I urge every friend who visits my adopted home to spend two nights on the holy mountain. Walk through the cemetery at night and you can feel the spirits of ancient Japan. Once the light comes up, you can watch robed monks carry breakfast and lunch, every day, to the founder of the community, Kobo Daishi, who stopped breathing in the year 835, but is believed to be sitting still in uninterrupted meditation. Twice I’ve come here with the Dalai Lama, whose practice of Buddhism has its closest Japanese cousin in the mantras and mudras, or hand gestures, of Shingon. Once, on a visit with my Japanese wife, I heard myself screaming — and then she did, too — when we bumped into each other in the night, so full of ghosts does the mountain seem to be. 

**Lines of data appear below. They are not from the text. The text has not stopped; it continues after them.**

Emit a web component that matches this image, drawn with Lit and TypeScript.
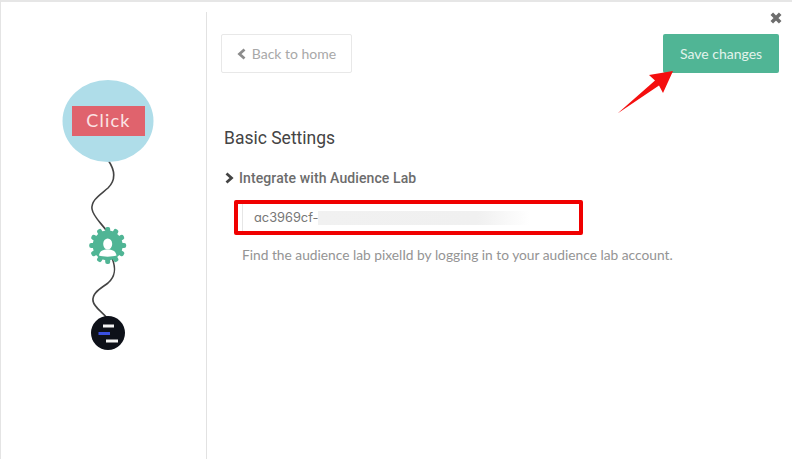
import { LitElement, html, css, svg } from 'lit';
import { customElement } from 'lit/decorators.js';

// teeth of the gear in the flow diagram
const teeth = Array.from({ length: 12 }, (_, i) => i * 30);

@customElement('app-root')
export class AppRoot extends LitElement {
    static styles = css`
    :host{
        display: block;
        width: 792px;
        height: 459px;
        box-sizing: border-box;
        background: #fff;
        border-top: 2px solid #e6e6e6;
        border-left: 1px solid #e4e4e4;
        font-family: Lato, sans-serif;
        overflow: hidden;
    }
    .page{
        display: flex;
        height: 100%;
        padding-top: 10px;
        box-sizing: border-box;
    }
    .side{
        width: 205px;
        flex: none;
        border-right: 1px solid #e2e2e2;
    }
    .side svg{
        display: block;
    }
    .main{
        flex: 1;
        position: relative;
        padding: 22px 13px 0 13px;
    }
    .close{
        position: absolute;
        right: 10px;
        top: 0;
        display: block;
    }
    .top{
        display: flex;
        justify-content: space-between;
        align-items: flex-start;
    }
    .back{
        width: 131px;
        height: 39px;
        margin-left: 1px;
        box-sizing: border-box;
        border: 1px solid #e8e8e8;
        border-radius: 2px;
        display: flex;
        align-items: center;
        justify-content: center;
        gap: 6px;
        font-size: 14px;
        color: #a8a8a8;
    }
    .save{
        width: 116px;
        height: 39px;
        background: #50b595;
        border-radius: 2px;
        color: #e2f3ec;
        font-size: 14px;
        display: flex;
        align-items: center;
        justify-content: center;
    }
    h2{
        margin: 54px 0 0 4px;
        font: 400 17.5px/22px Roboto, sans-serif;
        color: #444;
    }
    .row{
        margin: 19px 0 0 5px;
        display: flex;
        align-items: center;
        gap: 5px;
        font: 500 14px/20px Roboto, sans-serif;
        color: #6c6c6c;
        letter-spacing: 0.1px;
    }
    .field{
        margin: 12px 0 0 14px;
        width: 349px;
        height: 35px;
        box-sizing: border-box;
        border: 4px solid #f00000;
        border-radius: 2px;
        display: flex;
        align-items: center;
        padding-left: 4px;
        font: 400 12.8px Inter, sans-serif;
        font-feature-settings: "cv11";
        color: #777;
        background: #fff;
    }
    .value{
        border-left: 1px solid #e6e6e6;
        height: 100%;
        display: flex;
        align-items: center;
        padding-left: 11px;
    }
    .blur{
        width: 212px;
        height: 14px;
        background: linear-gradient(90deg, #f1f1f1 0%, #f0f0f0 75%, #fff 100%);
    }
    .hint{
        margin: 10px 0 0 22px;
        font-size: 13.75px;
        line-height: 20px;
        color: #949494;
    }
    .arrow{
        position: absolute;
        left: 410px;
        top: 56px;
        display: block;
    }
    `;

    private _flow() {
        return html`
        <svg width="205" height="447" viewBox="1 12 205 447">
            <path d="M108 160 C115 170 116 180 108 188 C100 195 91 200 92 209 C93 216 100 222 106 230" fill="none" stroke="#444" stroke-width="1.6"/>
            <path d="M112 258 C116 268 116 276 108 283 C100 289 92 293 93 301 C94 307 101 311 107 318" fill="none" stroke="#444" stroke-width="1.6"/>
            <ellipse cx="108" cy="121" rx="45.500" ry="41" fill="#afdde9"/>
            <rect x="72" y="106" width="73" height="30" fill="#e0636d"/>
            <text x="108.500" y="127" text-anchor="middle" font-family="Lato, sans-serif" font-size="18" letter-spacing="1.200" fill="#fbe3e4">Click</text>
            <g fill="#50b595">
                ${teeth.map((a) => svg`<rect x="105.200" y="227" width="5" height="8" rx="2" transform="rotate(${a} 107.700 245.500)"/>`)}
                <circle cx="107.700" cy="245.500" r="15"/>
            </g>
            <ellipse cx="107.700" cy="244" rx="4.500" ry="5.500" fill="#fff"/>
            <path d="M99 255.500 C99.500 251 103 249.500 107.700 249.500 C112 249.500 116 251 116.500 255.500 C112 257 103 257 99 255.500 Z" fill="#fff"/>
            <circle cx="108" cy="333" r="17" fill="#0e1119"/>
            <rect x="103" y="324.500" width="11" height="3" fill="#f4f4f4"/>
            <rect x="98.500" y="332" width="11.500" height="3" fill="#3a50e0"/>
            <rect x="106" y="339.500" width="12" height="3" fill="#f4f4f4"/>
        </svg>`;
    }

    render() {
        return html`
        <div class="page">
            <div class="side">${this._flow()}</div>
            <div class="main">
                <svg class="close" width="12" height="12" viewBox="0 0 12 12">
                    <path d="M1.800 1.800 L10.200 10.200 M10.200 1.800 L1.800 10.200" stroke="#6d6d6d" stroke-width="3.600"/>
                </svg>
                <div class="top">
                    <div class="back">
                        <svg width="9" height="12" viewBox="0 0 9 12"><path d="M7.500 1.500 L2.500 6 L7.500 10.500" fill="none" stroke="#8c8c8c" stroke-width="2.800"/></svg>
                        <span>Back to home</span>
                    </div>
                    <div class="save">Save changes</div>
                </div>
                <h2>Basic Settings</h2>
                <div class="row">
                    <svg width="9" height="12" viewBox="0 0 9 12"><path d="M1.500 1.500 L6.500 6 L1.500 10.500" fill="none" stroke="#444" stroke-width="2.800"/></svg>
                    <span>Integrate with Audience Lab</span>
                </div>
                <div class="field">
                    <div class="value">ac3969cf-<div class="blur"></div></div>
                </div>
                <div class="hint">Find the audience lab pixelId by logging in to your audience lab account.</div>
                <svg class="arrow" width="60" height="60" viewBox="0 0 60 60">
                    <path d="M0.500 45.500 L38 12.500 L32 7 L56 3 L46 25 L42 17.500 Z" fill="#f40f0f"/>
                </svg>
            </div>
        </div>`;
    }
}
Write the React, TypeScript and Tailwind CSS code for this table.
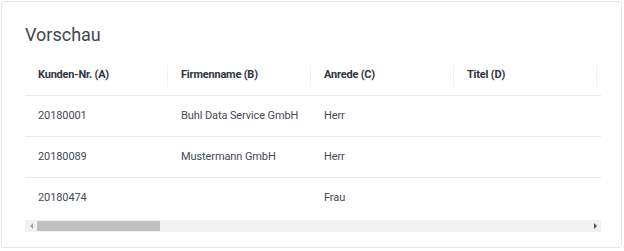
const columns = ["Kunden-Nr. (A)", "Firmenname (B)", "Anrede (C)", "Titel (D)", ""];

const rows = [
  ["20180001", "Buhl Data Service GmbH", "Herr", "", ""],
  ["20180089", "Mustermann GmbH", "Herr", "", ""],
  ["20180474", "", "Frau", "", ""],
];

export default function App() {
  return (
    <div className="w-[624px] h-[251px] bg-white p-px" style={{ fontFamily: "Roboto, 'Open Sans', sans-serif" }}>
      <div className="w-[621px] h-[247px] border border-[#e3e5ee] rounded-[3px] pl-[23px] pt-[20px]">
        <h2 className="text-[18px] leading-[26px] text-[#3f4655]">Vorschau</h2>

        <div className="mt-[8px] w-[576px] overflow-hidden">
          <div className="w-[720px]">
            <div className="flex h-[40px] border-b border-[#e8e9ee] w-[576px]">
              {columns.map((c, i) => (
                <div key={i} className="w-[143px] shrink-0 flex items-center">
                  <span className="flex-1 pl-[13px] text-[11px] font-bold text-[#2f3542] tracking-[-0.2px]">{c}</span>
                  <span className="w-px h-[22px] bg-[#eef0f4]" />
                </div>
              ))}
            </div>
            {rows.map((r, i) => (
              <div
                key={r[0]}
                className={`flex h-[41px] w-[576px] items-center ${i < rows.length - 1 ? "border-b border-[#e8e9ee]" : ""}`}
              >
                {r.map((v, j) => (
                  <div key={j} className="w-[143px] shrink-0 pl-[13px] text-[11px] text-[#454a55] tracking-[-0.1px]">
                    {v}
                  </div>
                ))}
              </div>
            ))}
          </div>

          {/* horizontal scrollbar */}
          <div className="flex items-center h-[12px] bg-[#f1f1f1] mt-px">
            <div className="w-[12px] h-full flex items-center justify-center">
              <span className="w-0 h-0 border-y-[3px] border-y-transparent border-r-[3px] border-r-[#a3a3a3]" />
            </div>
            <div className="w-[123px] h-[10px] bg-[#c1c1c1]" />
            <div className="flex-1" />
            <div className="w-[12px] h-full flex items-center justify-center">
              <span className="w-0 h-0 border-y-[3px] border-y-transparent border-l-[3px] border-l-[#505050]" />
            </div>
          </div>
        </div>
      </div>
    </div>
  );
}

Most of all, you fall into a different rhythm when you stay here, in cathedral-like quiet, recovering parts of yourself you might never otherwise reach. The majority of the visitors around you are white-clad pilgrims, walking from temple to temple wearing conical hats and shaking bells. On their backs is inscribed a pledge to follow their long-ago leader, Kobo Daishi, to the grave and beyond. For foreigners, the place represents a magnetic trip into the past; not just because you’re returning to a stripped-down, primal, ancestral kind of life here, but also because many of the leading figures of Japanese history are buried in this local equivalent of Westminster Abbey. For devotees, however, this is a journey into the future, a way of reflecting on what awaits at the end of the road.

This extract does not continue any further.